I spent 8 years of my ministry life serving as a volunteer Youth Pastor at small rural churches in Northern Indiana. For years I had dreamed about becoming a full time Youth Pastor. If I was full time, I would get to take my teenagers to camp, retreats, and conferences. I would get to hang out with other full time Youth Pastors and learn from them. I was so excited about one day being “full time”. 

In the year 2000, Trinity Assembly of God, our Church that we had been serving as volunteers for 4 years was financially able to bring us onto a full time staff position. I was so thankful to Pastor Parks for taking a leap of financial faith. The Church was about 150 people in a community of only 4,000, so to hire a full time Youth Pastor was a big step. But they took the chance and I was finally an official Full Time Youth Pastor.  
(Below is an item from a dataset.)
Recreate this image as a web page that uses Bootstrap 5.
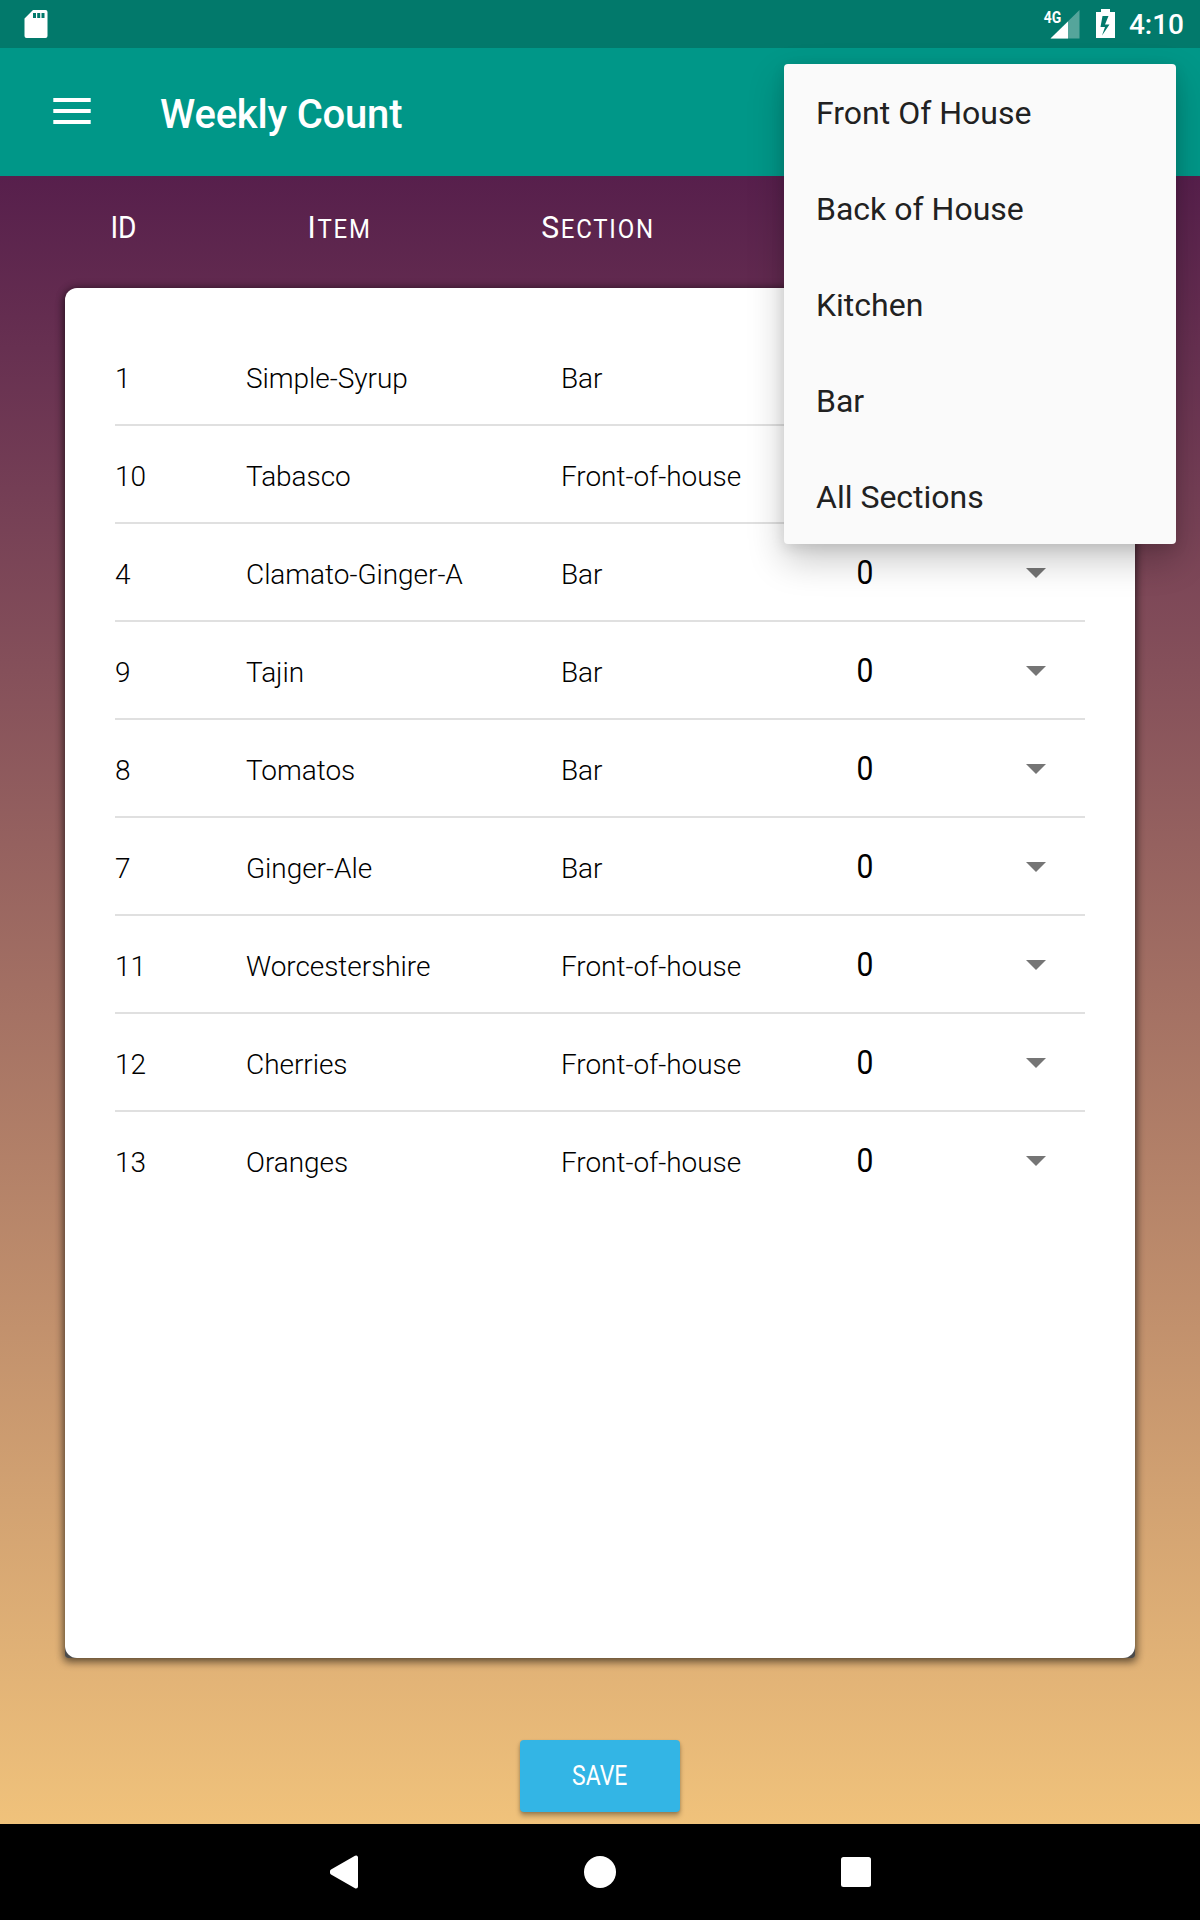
<!DOCTYPE html>
<html lang="en">
<head>
<meta charset="utf-8">
<meta name="viewport" content="width=device-width, initial-scale=1">
<title>Weekly Count</title>
<link href="https://cdn.jsdelivr.net/npm/bootstrap@5.3.0/dist/css/bootstrap.min.css" rel="stylesheet">
<style>
  body { font-family: Roboto, "Noto Sans", sans-serif; width: 1200px; height: 1920px; overflow: hidden; color: #000; }
  .status-bar { height: 48px; background: #02796b; font-size: 28px; font-weight: 500; line-height: 50px; padding: 0 16px 0 24px; }
  .app-bar { height: 128px; background: #009788; padding: 0 0 0 53px; }
  .menu-icon { margin-top: -2px; }
  .app-title { font-size: 40px; font-weight: 500; line-height: 48px; margin: 6px 0 0 69px; letter-spacing: -.2px; }
  .screen-body { height: 1648px; background: linear-gradient(#571f4c, #f0c27b); }
  .head-row { height: 112px; padding-left: 65px; font-size: 25.5px; line-height: 32px; letter-spacing: 1.9px; }
  .head-cell { text-transform: uppercase; text-align: center; padding-top: 35px; transform: scaleX(.94); }
  .head-cell::first-letter { font-size: 32px; }
  .h-id { width: 117px; font-size: 32px; letter-spacing: 0; transform: scaleX(.88); }
  .h-item { width: 315px; } .h-section { width: 202px; }
  .sheet-shadow { width: 1070px; height: 1370px; margin: 0 auto; border-radius: 12px 12px 3px 3px;
    background: linear-gradient(transparent 50%, #4b4b4b 50%); box-shadow: 0 3px 9px 1px rgba(0,0,0,.48), 0 0 10px rgba(0,0,0,.3); }
  .sheet { height: 100%; border-radius: 12px; padding: 40px 50px 0; }
  .count-row { height: 98px; border-bottom: 2px solid #e0e0e0; font-size: 28px; font-weight: 300; line-height: 32px; padding-top: 5px; letter-spacing: -.05px; }
  .count-row:last-child { border-color: transparent; }
  .c-id { width: 131px; } .c-item { width: 315px; } .c-section { width: 295px; }
  .c-qty { width: 170px; font-size: 32px; font-weight: 400; margin-top: -4px; }
  .qty-digit { display: inline-block; transform: scale(.94, 1.03); }
  .caret-icon { margin-top: -3px; }
  .save-btn { width: 160px; height: 72px; margin: 82px auto 0; background: #33b5e5; border-radius: 4px; color: #fff; font-size: 28px; font-weight: 400;
    box-shadow: 0 4px 5px rgba(0,0,0,.28), 0 1px 3px rgba(0,0,0,.15); border: 0; padding: 0; }
  .save-label { display: inline-block; transform: scaleX(.82); }
  .save-btn:hover { background: #33b5e5; color: #fff; }
  .section-menu { left: 784px; top: 64px; width: 392px; height: 480px; background: #fafafa; border-radius: 4px; z-index: 5;
    box-shadow: 0 16px 36px rgba(0,0,0,.22), 0 4px 14px rgba(0,0,0,.1); }
  .section-menu li { height: 96px; line-height: 98px; padding-left: 32px; font-size: 32px; color: #212121; }
  .nav-keys { height: 96px; background: #000; }
</style>
</head>
<body class="position-relative">
<header>
  <div class="status-bar d-flex justify-content-between text-white">
    <svg width="24" height="48" viewBox="0 0 24 48"><path fill="#fff" fill-rule="evenodd" d="M9 10h12.500a2 2 0 0 1 2 2v24a2 2 0 0 1-2 2h-19a2 2 0 0 1-2-2V18.500zM9 13v5h3v-5zM13.200 13v5h3v-5zM17.500 13v5h3v-5z"/></svg>
    <div class="d-flex">
      <svg width="74" height="48" viewBox="1043 0 74 48">
        <path d="M1079.500 10v28.500h-29z" fill="#fff" fill-opacity=".33"/><path d="M1068 21.500v17h-17.500z" fill="#fff"/>
        <text x="1043.700" y="22.600" font-family="Roboto" font-size="16.500" font-weight="700" fill="#fff" textLength="17.500" lengthAdjust="spacingAndGlyphs">4G</text>
        <path fill="#fff" fill-rule="evenodd" d="M1101 9h9v3h5v26h-19V12h5zM1102.500 16l-2 11h4.500l-3 8.500 7.500-11h-4.500l3.500-8.500z"/>
      </svg>
      <span class="ms-2 ps-1">4:10</span>
    </div>
  </div>
  <nav class="app-bar d-flex align-items-center text-white">
    <svg class="menu-icon" width="38" height="26" viewBox="0 0 38 26" fill="#fff"><path d="M.300 0h37.400v4H.300zM.300 11h37.400v4H.300zM.300 22h37.400v4H.300z"/></svg>
    <h1 class="app-title">Weekly Count</h1>
  </nav>
</header>
<main class="screen-body">
  <div class="head-row d-flex text-white">
    <div class="head-cell h-id">ID</div><div class="head-cell h-item">Item</div><div class="head-cell h-section">Section</div>
  </div>
  <div class="sheet-shadow">
    <div class="sheet bg-white">
      <div class="count-row d-flex align-items-center"><span class="c-id">1</span><span class="c-item">Simple-Syrup</span><span class="c-section">Bar</span></div>
      <div class="count-row d-flex align-items-center"><span class="c-id">10</span><span class="c-item">Tabasco</span><span class="c-section">Front-of-house</span></div>
      <div class="count-row d-flex align-items-center"><span class="c-id">4</span><span class="c-item">Clamato-Ginger-A</span><span class="c-section">Bar</span><span class="c-qty"><span class="qty-digit">0</span></span><svg class="caret-icon" width="20" height="10"><path d="M0 0h20L10 10z" fill="#757575"/></svg></div>
      <div class="count-row d-flex align-items-center"><span class="c-id">9</span><span class="c-item">Tajin</span><span class="c-section">Bar</span><span class="c-qty"><span class="qty-digit">0</span></span><svg class="caret-icon" width="20" height="10"><path d="M0 0h20L10 10z" fill="#757575"/></svg></div>
      <div class="count-row d-flex align-items-center"><span class="c-id">8</span><span class="c-item">Tomatos</span><span class="c-section">Bar</span><span class="c-qty"><span class="qty-digit">0</span></span><svg class="caret-icon" width="20" height="10"><path d="M0 0h20L10 10z" fill="#757575"/></svg></div>
      <div class="count-row d-flex align-items-center"><span class="c-id">7</span><span class="c-item">Ginger-Ale</span><span class="c-section">Bar</span><span class="c-qty"><span class="qty-digit">0</span></span><svg class="caret-icon" width="20" height="10"><path d="M0 0h20L10 10z" fill="#757575"/></svg></div>
      <div class="count-row d-flex align-items-center"><span class="c-id">11</span><span class="c-item">Worcestershire</span><span class="c-section">Front-of-house</span><span class="c-qty"><span class="qty-digit">0</span></span><svg class="caret-icon" width="20" height="10"><path d="M0 0h20L10 10z" fill="#757575"/></svg></div>
      <div class="count-row d-flex align-items-center"><span class="c-id">12</span><span class="c-item">Cherries</span><span class="c-section">Front-of-house</span><span class="c-qty"><span class="qty-digit">0</span></span><svg class="caret-icon" width="20" height="10"><path d="M0 0h20L10 10z" fill="#757575"/></svg></div>
      <div class="count-row d-flex align-items-center"><span class="c-id">13</span><span class="c-item">Oranges</span><span class="c-section">Front-of-house</span><span class="c-qty"><span class="qty-digit">0</span></span><svg class="caret-icon" width="20" height="10"><path d="M0 0h20L10 10z" fill="#757575"/></svg></div>
    </div>
  </div>
  <button class="btn save-btn d-block" type="button"><span class="save-label">SAVE</span></button>
</main>
<footer class="nav-keys">
  <svg class="d-block" width="1200" height="96" fill="#fff">
    <path d="M332 47.200L356 33.500V62.500L332 48.800z" stroke="#fff" stroke-width="4" stroke-linejoin="round"/>
    <circle cx="600" cy="48" r="16"/><rect x="841" y="33" width="30" height="30" rx="2.500"/>
  </svg>
</footer>
<ul class="section-menu list-unstyled position-absolute m-0">
  <li>Front Of House</li><li>Back of House</li><li>Kitchen</li><li>Bar</li><li>All Sections</li>
</ul>
<script src="https://cdn.jsdelivr.net/npm/bootstrap@5.3.0/dist/js/bootstrap.bundle.min.js"></script>
</body>
</html>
That summer I finally had the chance to take my small group of teenagers to our denomination’s Summer Camp. I was looking forward to going to camp with my youth, but more importantly, I was looking forward to sitting down and asking some veteran youth guys some questions. I was so hungry to grow!  I arrived at camp with a notebook that had a list of Youth Pastors names written in it that I wanted to learn from during the next five days. I was the new guy from a small church and small town. I had only brought a few kids to camp, but I was ready to learn.  

I will never forget coming up to one of the big time veteran Youth Pastors at the camp as he was walking down the road. I ran up to him and said, “My name is Kevin Moore and I was wondering if I could setup a time this week to sit down and ask you a few questions about ministry. You have about 200 in your group and I would love to learn from you.” The Youth Pastor looked at me with an uninterested look on his face and replied, “Walk with me and ask me your questions while we are walking.” I felt like a little kid, but this was the only chance I would get, so I  asked him a few questions while we walked down the road. He never stopped. He never looked at me. He never gave me a sincere answer. I guess I wasn't worth his time. I was the little guy from a little town. He was the big guy that was helping run the camp. He was farther up the ladder than I was. He was too busy to give me his time.  

Over the next few days, I tried to meet with the other Youth Pastors. All of them, except one, gave me the same type of response. “Walk with me while we talk.” “Sure, I have 5 minutes.” Some just flat out replied, “Maybe later, I have to be somewhere right now.” All of these leaders were at larger churches than I was. All of these leaders had a much higher position than I did in the denomination. All of these leaders were too busy for the new guy, from the little town, with only a few kids in his group.  

The next year, our student ministry exploded. We grew from a few students to 200 in a year. That next summer when we went to Camp, not only were we one of the largest group at Camp, we were one of the largest Youth Ministries in the state. I was blown away when I arrived. Those same guys that would not give me the time of day the previous summer, now were coming up to me asking, “Where are you sitting for lunch Kev? Why don't you sit with us? Hey Kevin, can I have a few minutes with you after service, I wanted to talk to you about some ministry ideas that I have.” I was shocked. I wanted to ask them, “Hey bro, you did not have time for me when I was the little guy on the totem pole, why in the world do you have time for me now?”  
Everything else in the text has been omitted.